The relative importance of political skill dimensions for predicting managerial effectiveness

By Samuel J. Snell
Davidson College

Scott Tonidandel
University of North Carolina at Charlotte

Phillip W. Braddy, John W. Fleenor
Center for Creative Leadership


The present study uses relative weight analysis to garner support for the incremental validity of political skill over more traditional managerial skills for predicting managerial effectiveness and to help identify the underlying theoretical mechanisms driving this relationship. In addition, we explore boundary conditions, in terms of gender and organizational level, where political skill may be more or less critical. Using 199 middle- and upper-level managers enrolled in leadership development programmes and multisource data, the findings supported political skill’s incremental validity over more traditional measures of managerial skills for predicting managerial effectiveness.
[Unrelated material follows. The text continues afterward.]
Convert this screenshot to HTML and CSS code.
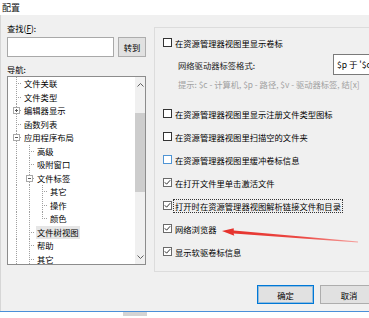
FILE: index.html
```html
<!DOCTYPE html>
<html lang="zh-CN">
<head>
<meta charset="utf-8">
<title>配置</title>
<link rel="stylesheet" href="styles.css">
</head>
<body>
<div class="window">
  <div class="titlebar">配置</div>
  <div class="content">
    <div class="left">
      <div class="label find">查找(<u>F</u>):</div>
      <div class="search-row">
        <div class="input"></div>
        <div class="btn go">转到</div>
      </div>
      <div class="label nav">导航:</div>
      <div class="tree">
        <div class="tree-items">
          <div class="row"><span class="g t"></span><span class="txt">文件关联</span></div>
          <div class="row"><span class="g t"></span><span class="txt">文件类型</span></div>
          <div class="row"><span class="g t"><span class="exp plus"></span></span><span class="txt">编辑器显示</span></div>
          <div class="row"><span class="g t"></span><span class="txt">函数列表</span></div>
          <div class="row"><span class="g t"><span class="exp"></span></span><span class="txt">应用程序布局</span></div>
          <div class="row"><span class="g v"></span><span class="g t"></span><span class="txt">高级</span></div>
          <div class="row"><span class="g v"></span><span class="g t"></span><span class="txt">吸附窗口</span></div>
          <div class="row"><span class="g v"></span><span class="g t"><span class="exp"></span></span><span class="txt">文件标签</span></div>
          <div class="row"><span class="g v"></span><span class="g v"></span><span class="g t"></span><span class="txt">其它</span></div>
          <div class="row"><span class="g v"></span><span class="g v"></span><span class="g t"></span><span class="txt">操作</span></div>
          <div class="row"><span class="g v"></span><span class="g v"></span><span class="g l"></span><span class="txt">颜色</span></div>
          <div class="row"><span class="g v"></span><span class="g t"></span><span class="txt selected">文件树视图</span></div>
          <div class="row"><span class="g v"></span><span class="g t"></span><span class="txt">帮助</span></div>
          <div class="row"><span class="g v"></span><span class="g t"></span><span class="txt">其它</span></div>
        </div>
        <div class="scrollbar">
          <div class="arrow"><svg width="7" height="4" viewBox="0 0 7 4"><polyline points="0.5,3.5 3.5,0.5 6.5,3.5" fill="none" stroke="#606060" stroke-width="1"/></svg></div>
          <div class="track"><div class="thumb"></div></div>
          <div class="arrow"><svg width="7" height="4" viewBox="0 0 7 4"><polyline points="0.5,0.5 3.5,3.5 6.5,0.5" fill="none" stroke="#606060" stroke-width="1"/></svg></div>
        </div>
      </div>
    </div>
    <div class="right">
      <div class="group">
        <div class="opt first"><span class="cb"></span><span class="otxt">在资源管理器视图里显示卷标</span></div>
        <div class="fmt-row"><span class="fmt-label">网络驱动器标签格式:</span><div class="fmt-input">$p 于 '$c</div></div>
        <div class="hint">提示: $c - 计算机, $p - 路径, $v - 驱动器标签, 结[x]</div>
        <div class="opts">
          <div class="opt"><span class="cb"></span><span class="otxt">在资源管理器视图里显示注册文件类型图标</span></div>
          <div class="opt"><span class="cb"></span><span class="otxt">在资源管理器视图里扫描空的文件夹</span></div>
          <div class="opt"><span class="cb hover"></span><span class="otxt">在资源管理器视图里缓冲卷标信息</span></div>
          <div class="opt"><span class="cb checked"><svg width="7" height="7" viewBox="0 0 7 7"><polyline points="0.8,3.3 2.6,5.2 6.2,1.2" fill="none" stroke="#333" stroke-width="1"/></svg></span><span class="otxt">在打开文件里单击激活文件</span></div>
          <div class="opt"><span class="cb checked"><svg width="7" height="7" viewBox="0 0 7 7"><polyline points="0.8,3.3 2.6,5.2 6.2,1.2" fill="none" stroke="#333" stroke-width="1"/></svg></span><span class="otxt focus">打开时在资源管理器视图解析链接文件和目录</span></div>
          <div class="opt"><span class="cb checked"><svg width="7" height="7" viewBox="0 0 7 7"><polyline points="0.8,3.3 2.6,5.2 6.2,1.2" fill="none" stroke="#333" stroke-width="1"/></svg></span><span class="otxt">网络浏览器</span></div>
          <div class="opt"><span class="cb checked"><svg width="7" height="7" viewBox="0 0 7 7"><polyline points="0.8,3.3 2.6,5.2 6.2,1.2" fill="none" stroke="#333" stroke-width="1"/></svg></span><span class="otxt">显示软驱卷标信息</span></div>
        </div>
      </div>
      <div class="buttons">
        <div class="btn default">确定</div>
        <div class="btn cancel">取消</div>
      </div>
    </div>
  </div>
  <div class="taskbar"><span class="chip"></span></div>
  <svg class="annot" width="369" height="318" viewBox="0 0 369 318">
    <defs>
      <linearGradient id="ag" x1="222" y1="0" x2="358" y2="0" gradientUnits="userSpaceOnUse">
        <stop offset="0" stop-color="#e5302b"/>
        <stop offset="0.6" stop-color="#ec4a45"/>
        <stop offset="1" stop-color="#f6a3a0"/>
      </linearGradient>
    </defs>
    <polygon fill="url(#ag)" points="222,231 233.7,228.2 233.8,230.6 358,241.6 358,242.4 233.6,233.4 234.3,235.7"/>
  </svg>
</div>
</body>
</html>
```

FILE: styles.css
```css
* { box-sizing: border-box; }
html, body { margin: 0; padding: 0; }
body {
  width: 369px;
  height: 318px;
  overflow: hidden;
  background: #ffffff;
  font-family: "Noto Sans CJK SC", "Noto Sans", sans-serif;
  font-size: 8.3px;
  color: #000;
}
.window {
  position: relative;
  width: 369px;
  height: 318px;
  display: flex;
  flex-direction: column;
  overflow: hidden;
}
.titlebar {
  height: 15px;
  line-height: 15px;
  padding-left: 2px;
  background: #ffffff;
  font-size: 9px;
  color: #111;
}
.content {
  height: 296px;
  background: #f0f0f0;
  display: flex;
  gap: 8px;
  padding-left: 6px;
  border-left: 1px solid #d6d6d6;
}
.left {
  width: 139px;
  display: flex;
  flex-direction: column;
}
.label {
  height: 14px;
  line-height: 14px;
}
.label.find { margin-top: 6px; }
.label.nav { margin-top: 5px; }
.search-row {
  margin-top: 2px;
  height: 20px;
  display: flex;
  gap: 4px;
}
.input {
  width: 107px;
  height: 20px;
  background: #fff;
  border: 1px solid #a9a9a9;
}
.btn {
  display: flex;
  align-items: center;
  justify-content: center;
  background: #e1e1e1;
  border: 1px solid #adadad;
  color: #000;
}
.btn.go { width: 28px; height: 20px; }
.tree {
  height: 189px;
  background: #fff;
  border: 1px solid #8c8c8c;
  display: flex;
}
.tree-items {
  flex: 1;
  overflow: hidden;
}
.row {
  height: 13.5px;
  display: flex;
  align-items: stretch;
  white-space: nowrap;
}
.g {
  width: 13px;
  flex: none;
  display: flex;
  align-items: center;
}
.g.v {
  background: repeating-linear-gradient(to bottom, #a0a0a0 0 1px, transparent 1px 2px) 8px 0 / 1px 100% no-repeat;
}
.g.t {
  background:
    repeating-linear-gradient(to bottom, #a0a0a0 0 1px, transparent 1px 2px) 8px 0 / 1px 100% no-repeat,
    repeating-linear-gradient(to right, #a0a0a0 0 1px, transparent 1px 2px) 10px 6px / 4px 1px no-repeat;
}
.g.l {
  background:
    repeating-linear-gradient(to bottom, #a0a0a0 0 1px, transparent 1px 2px) 8px 0 / 1px 7px no-repeat,
    repeating-linear-gradient(to right, #a0a0a0 0 1px, transparent 1px 2px) 10px 6px / 4px 1px no-repeat;
}
.exp {
  width: 7px;
  height: 7px;
  margin-left: 5px;
  background:
    linear-gradient(#5a5a5a, #5a5a5a) center / 3px 1px no-repeat,
    #fff;
  border: 1px solid #a8a8a8;
}
.exp.plus {
  background:
    linear-gradient(#5a5a5a, #5a5a5a) center / 3px 1px no-repeat,
    linear-gradient(#5a5a5a, #5a5a5a) center / 1px 3px no-repeat,
    #fff;
}
.txt {
  margin-left: 3px;
  line-height: 13.5px;
}
.txt.selected {
  margin-left: 2px;
  padding: 0 1px;
  background: #e6e6e6;
}
.scrollbar {
  width: 10px;
  flex: none;
  background: #f0f0f0;
  display: flex;
  flex-direction: column;
}
.arrow {
  height: 15px;
  display: flex;
  align-items: center;
  justify-content: center;
}
.track { flex: 1; }
.thumb {
  margin-top: 21px;
  height: 79px;
  background: #cdcdcd;
}
.right {
  flex: 1;
  display: flex;
  flex-direction: column;
}
.group {
  margin-top: 12px;
  margin-right: -30px;
  height: 245px;
  border: 1px solid #dcdcdc;
  padding: 3px 0 8px 8px;
  white-space: nowrap;
}
.opt {
  height: 23px;
  display: flex;
  align-items: center;
}
.cb {
  width: 9px;
  height: 9px;
  flex: none;
  background: #fff;
  border: 1px solid #333;
  margin-right: 3px;
  display: flex;
  align-items: center;
  justify-content: center;
}
.cb.hover { border-color: #4f94d4; }
.cb.checked { border-color: #6a6a6a; }
.cb svg { display: block; }
.otxt { line-height: 12px; }
.otxt.focus {
  margin-left: -1px;
  padding: 0 1px;
  outline: 1px dotted #333;
}
.fmt-row {
  height: 22px;
  display: flex;
  align-items: center;
  padding-left: 15px;
}
.fmt-label {
  width: 155px;
  color: #222;
}
.fmt-input {
  align-self: flex-start;
  width: 80px;
  height: 21px;
  background: #fff;
  border: 1px solid #7a7a7a;
  padding-left: 3px;
  line-height: 19px;
  font-size: 8.5px;
}
.hint {
  height: 16px;
  line-height: 16px;
  padding-left: 15px;
  color: #a0a0a0;
}
.opts { margin-top: 10px; }
.buttons {
  margin-top: 13px;
  display: flex;
  justify-content: flex-end;
  gap: 6px;
  padding-right: 6px;
}
.buttons .btn { height: 19px; }
.btn.default {
  width: 57px;
  border-color: #0078d7;
  box-shadow: inset 0 0 0 1px rgba(0, 120, 215, 0.35);
}
.btn.cancel { width: 58px; }
.taskbar {
  flex: 1;
  background: #ffffff;
  border-top: 1px solid #4a8fd8;
  padding-left: 123px;
}
.chip {
  display: block;
  width: 24px;
  height: 4px;
  background: #d4d4d4;
}
.annot {
  position: absolute;
  left: 0;
  top: 0;
  pointer-events: none;
}
```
In addition, two of five political skill dimensions—image management and interpersonal influence—were significantly important predictors of managerial effectiveness, providing support for social influence theory as perhaps the best theoretical model for understanding the political skill-effectiveness relationship. Also, an individual’s gender and level in the organizational hierarchy had significant moderating effects on the relationship between three political skill dimensions and managerial effectiveness.


Snell, S. J., Tonidandel, S., Braddy, P. W., & Fleenor, J. W. (2014). The relative importance of political skill dimensions for predicting managerial effectiveness. European Journal of Work and Organizational Psychology, 23(6), 915-929.